The book tells the story of a woman in Africa, who up and starts her own detective agency. She has no formal training in this, of course, but opens an office. Quickly, she acquires clients. Some are looking for lost children, or they want to know how their teenagers spend their time, and some clients, of course, want their roving husbands shadowed.

It's interesting to read how she just up and starts this business. It gives you ideas.

The story was interesting to me because it's set in Africa, a place I know little about. I've only ever been to Egypt, which is technically Africa but still not the real deal.

Apparently this is the first novel in the author's detective series, which have been acclaimed. The author writes with authority; after all, he was born in Africa and knows a bit about it. This book was a fine, light read, but it's definitely not great literature.

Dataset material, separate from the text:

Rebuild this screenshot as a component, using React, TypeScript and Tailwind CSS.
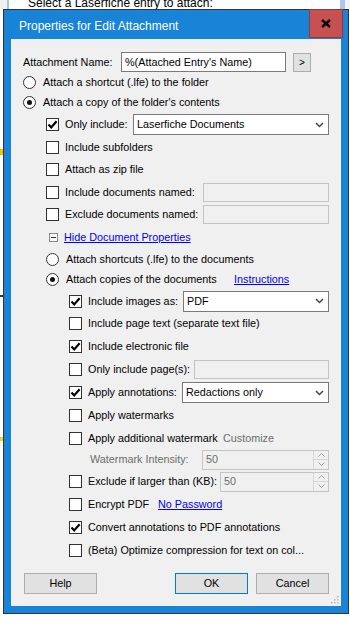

I'll leave you now with another quote from the book, which I like because it paints a picture of the environment, and because there's a nice knitting reference.

"The kitchen was cheerful. The cement floor, sealed and polished with red floor paint, was kept shining by Mma Ramotswe's maid, Rose, who had been with her for five years. Rose had four children, by different fathers, who lived with her mother at Tlokweng. She worked for Mma Ramotswe, and did knitting for a knitting cooperative, and brought her children up with the little money that there was. The oldest boy was a carpenter now, and was giving his mother money, which helped, but the little ones were always needing shoes and new trousers, and one of them could not breathe well and needed an inhaler. But Rose still sang, and this was how Mma Ramotswe knew she had arrived in the morning, as the snatches of song came drifting in from the kitchen."